## start Available data
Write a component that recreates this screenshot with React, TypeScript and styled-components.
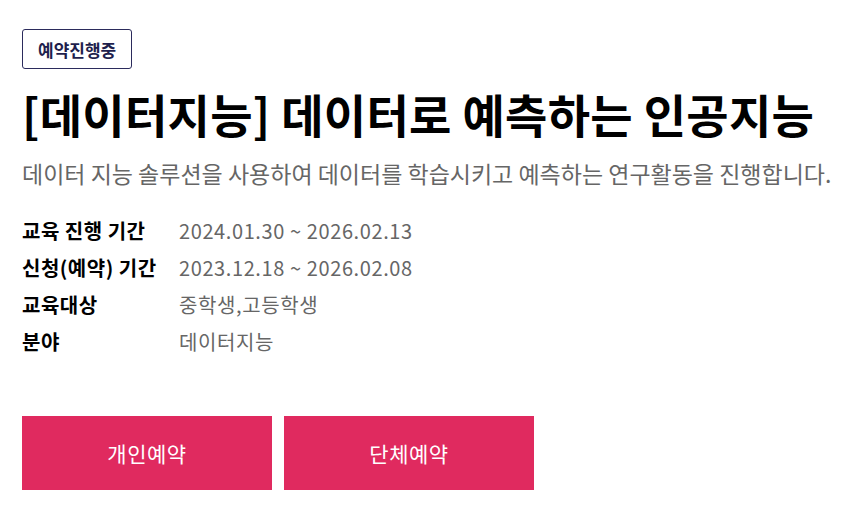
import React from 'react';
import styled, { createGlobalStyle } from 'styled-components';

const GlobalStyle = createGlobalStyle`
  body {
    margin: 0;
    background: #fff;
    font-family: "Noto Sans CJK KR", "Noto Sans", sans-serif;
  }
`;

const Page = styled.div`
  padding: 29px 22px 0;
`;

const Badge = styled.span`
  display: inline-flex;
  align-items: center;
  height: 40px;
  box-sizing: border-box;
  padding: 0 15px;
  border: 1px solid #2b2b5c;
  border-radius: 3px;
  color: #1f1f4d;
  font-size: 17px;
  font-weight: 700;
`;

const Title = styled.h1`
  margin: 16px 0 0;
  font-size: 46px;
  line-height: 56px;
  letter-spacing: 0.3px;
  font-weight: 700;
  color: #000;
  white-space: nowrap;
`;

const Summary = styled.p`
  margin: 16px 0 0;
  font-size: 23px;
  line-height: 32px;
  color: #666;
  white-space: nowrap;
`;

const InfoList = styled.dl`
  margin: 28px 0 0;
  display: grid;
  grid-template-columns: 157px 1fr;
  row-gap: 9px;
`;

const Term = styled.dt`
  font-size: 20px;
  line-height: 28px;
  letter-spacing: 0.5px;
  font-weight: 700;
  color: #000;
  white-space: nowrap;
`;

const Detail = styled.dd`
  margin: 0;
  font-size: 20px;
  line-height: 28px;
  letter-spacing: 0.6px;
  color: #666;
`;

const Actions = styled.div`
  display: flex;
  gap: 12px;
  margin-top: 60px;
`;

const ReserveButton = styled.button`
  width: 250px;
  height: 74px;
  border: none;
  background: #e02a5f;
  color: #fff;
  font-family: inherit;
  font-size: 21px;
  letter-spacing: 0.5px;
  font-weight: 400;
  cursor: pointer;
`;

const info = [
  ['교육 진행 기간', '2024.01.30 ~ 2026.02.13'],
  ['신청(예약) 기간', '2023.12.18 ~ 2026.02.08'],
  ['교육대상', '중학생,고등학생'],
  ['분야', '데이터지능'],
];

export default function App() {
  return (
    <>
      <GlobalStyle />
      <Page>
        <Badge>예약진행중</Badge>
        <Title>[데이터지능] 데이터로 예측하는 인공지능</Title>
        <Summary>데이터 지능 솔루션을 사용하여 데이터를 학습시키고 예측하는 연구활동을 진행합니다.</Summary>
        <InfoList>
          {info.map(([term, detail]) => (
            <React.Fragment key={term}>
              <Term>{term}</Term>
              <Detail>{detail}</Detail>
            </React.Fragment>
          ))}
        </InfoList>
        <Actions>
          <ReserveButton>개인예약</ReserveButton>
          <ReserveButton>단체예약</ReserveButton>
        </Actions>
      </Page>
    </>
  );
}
## end Available data
The listing above needs to be output again exactly. Don't include the pictures.

Write a component that recreates this screenshot with React, TypeScript and styled-components.
import React from 'react';
import styled, { createGlobalStyle } from 'styled-components';

const GlobalStyle = createGlobalStyle`
  body {
    margin: 0;
    background: #fff;
    font-family: "Noto Sans CJK KR", "Noto Sans", sans-serif;
  }
`;

const Page = styled.div`
  padding: 29px 22px 0;
`;

const Badge = styled.span`
  display: inline-flex;
  align-items: center;
  height: 40px;
  box-sizing: border-box;
  padding: 0 15px;
  border: 1px solid #2b2b5c;
  border-radius: 3px;
  color: #1f1f4d;
  font-size: 17px;
  font-weight: 700;
`;

const Title = styled.h1`
  margin: 16px 0 0;
  font-size: 46px;
  line-height: 56px;
  letter-spacing: 0.3px;
  font-weight: 700;
  color: #000;
  white-space: nowrap;
`;

const Summary = styled.p`
  margin: 16px 0 0;
  font-size: 23px;
  line-height: 32px;
  color: #666;
  white-space: nowrap;
`;

const InfoList = styled.dl`
  margin: 28px 0 0;
  display: grid;
  grid-template-columns: 157px 1fr;
  row-gap: 9px;
`;

const Term = styled.dt`
  font-size: 20px;
  line-height: 28px;
  letter-spacing: 0.5px;
  font-weight: 700;
  color: #000;
  white-space: nowrap;
`;

const Detail = styled.dd`
  margin: 0;
  font-size: 20px;
  line-height: 28px;
  letter-spacing: 0.6px;
  color: #666;
`;

const Actions = styled.div`
  display: flex;
  gap: 12px;
  margin-top: 60px;
`;

const ReserveButton = styled.button`
  width: 250px;
  height: 74px;
  border: none;
  background: #e02a5f;
  color: #fff;
  font-family: inherit;
  font-size: 21px;
  letter-spacing: 0.5px;
  font-weight: 400;
  cursor: pointer;
`;

const info = [
  ['교육 진행 기간', '2024.01.30 ~ 2026.02.13'],
  ['신청(예약) 기간', '2023.12.18 ~ 2026.02.08'],
  ['교육대상', '중학생,고등학생'],
  ['분야', '데이터지능'],
];

export default function App() {
  return (
    <>
      <GlobalStyle />
      <Page>
        <Badge>예약진행중</Badge>
        <Title>[데이터지능] 데이터로 예측하는 인공지능</Title>
        <Summary>데이터 지능 솔루션을 사용하여 데이터를 학습시키고 예측하는 연구활동을 진행합니다.</Summary>
        <InfoList>
          {info.map(([term, detail]) => (
            <React.Fragment key={term}>
              <Term>{term}</Term>
              <Detail>{detail}</Detail>
            </React.Fragment>
          ))}
        </InfoList>
        <Actions>
          <ReserveButton>개인예약</ReserveButton>
          <ReserveButton>단체예약</ReserveButton>
        </Actions>
      </Page>
    </>
  );
}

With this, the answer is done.